Mechanical Properties and Constitutive Behavior of as-Cast High Strength AA7xxx Alloys below Solidus Temperature

Abstract

High strength AA7xxx alloys have been extensively used in aerospace industry. However, experience in cast house demonstrates that such alloys are particularly prone to cold cracking and ingot distortion during direct chill (DC) casting, which leads to big amount of scraping or even total rejection of ingot. Those stress induced defects are greatly affected by casting process, and fine tuning of casting parameters is critical to improve the quality and productivity. Recently, numerical modeling has been widely utilized in direct-chill casting for the purpose of thermal mechanical analysis and cracking evaluation. Parameter optimization has become convenient. The model needs the input of constitutive properties of the AA7xxx alloys, of which the microstructure should resemble those formed during DC casting. Unfortunately, these constitutive data are not yet available in literatures.

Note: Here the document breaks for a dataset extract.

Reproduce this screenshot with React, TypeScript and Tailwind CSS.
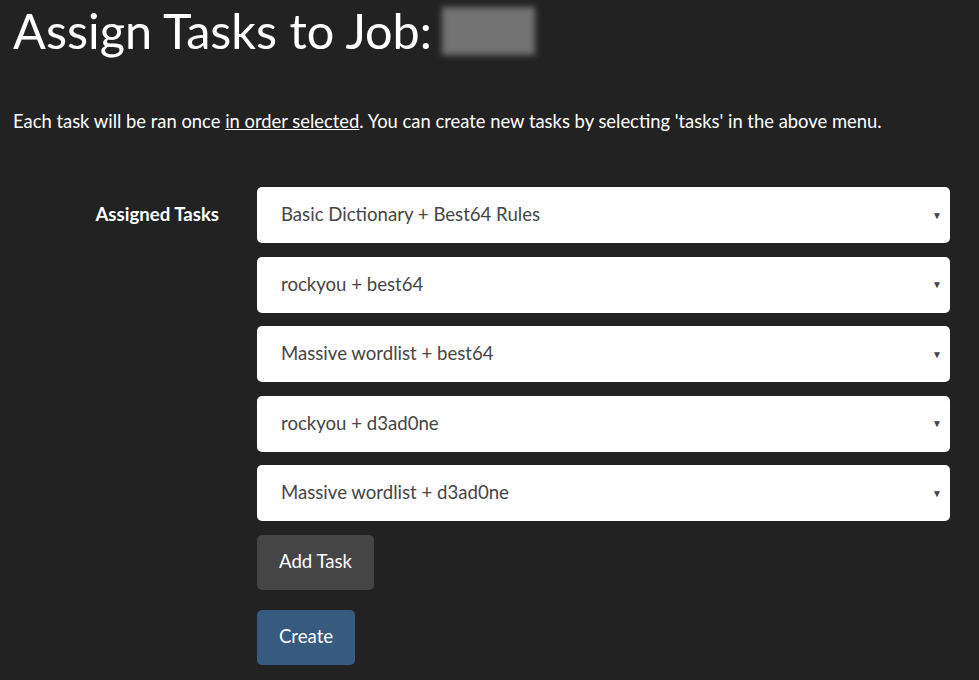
import React from "react";

const tasks = [
  "Basic Dictionary + Best64 Rules",
  "rockyou + best64",
  "Massive wordlist + best64",
  "rockyou + d3ad0ne",
  "Massive wordlist + d3ad0ne",
];

export default function App() {
  return (
    <div
      className="min-h-[680px] bg-[#222222] text-white pl-[13px] pr-[29px]"
      style={{ fontFamily: "Lato, 'Open Sans', sans-serif" }}
    >
      <h1 className="flex items-center pt-[4px] text-[48.6px] leading-[1.1] font-normal">
        <span>Assign Tasks to Job:</span>
        <span className="ml-[10px] inline-block h-[48px] w-[93px] bg-[#737373] blur-[3px]" />
      </h1>

      <p className="mt-[52px] text-[18.4px] leading-[1.4]">
        Each task will be ran once <span className="underline">in order selected</span>. You can
        create new tasks by selecting 'tasks' in the above menu.
      </p>

      <div className="mt-[52px] flex">
        <label className="w-[206px] shrink-0 pt-[14px] text-right text-[18.6px] font-bold">
          Assigned Tasks
        </label>
        <div className="ml-[38px] flex flex-1 flex-col gap-[13.5px]">
          {tasks.map((t) => (
            <div
              key={t}
              className="flex h-[56px] items-center justify-between rounded-[5px] bg-white pl-[24px] pr-[8px] text-[18.6px] text-[#464545]"
            >
              <span>{t}</span>
              <span className="text-[10px] text-[#444]">▼</span>
            </div>
          ))}
          <div className="flex flex-col items-start gap-[20px]">
            <button
              type="button"
              className="h-[55px] rounded-[5px] bg-[#464545] px-[22px] text-[18.6px] text-white"
            >
              Add Task
            </button>
            <button
              type="button"
              className="h-[55px] rounded-[5px] bg-[#375a7f] px-[22px] text-[18.6px] text-white"
            >
              Create
            </button>
          </div>
        </div>
      </div>
    </div>
  );
}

In this study, the mechanical properties of two high strength AA7xxx alloys were measured at temperature range from solidus down to room temperature through on-cooling compressive tests and the effect of strain rate on stress-strain behavior was also studied. The results were fitted to extended Ludwik equation which has been proved to be able to properly describe the stress-strain response of aluminum alloys. The results of the current work shed some light on the evolution of mechanical behavior of high strength AA7xxx alloys during cooling from high temperature.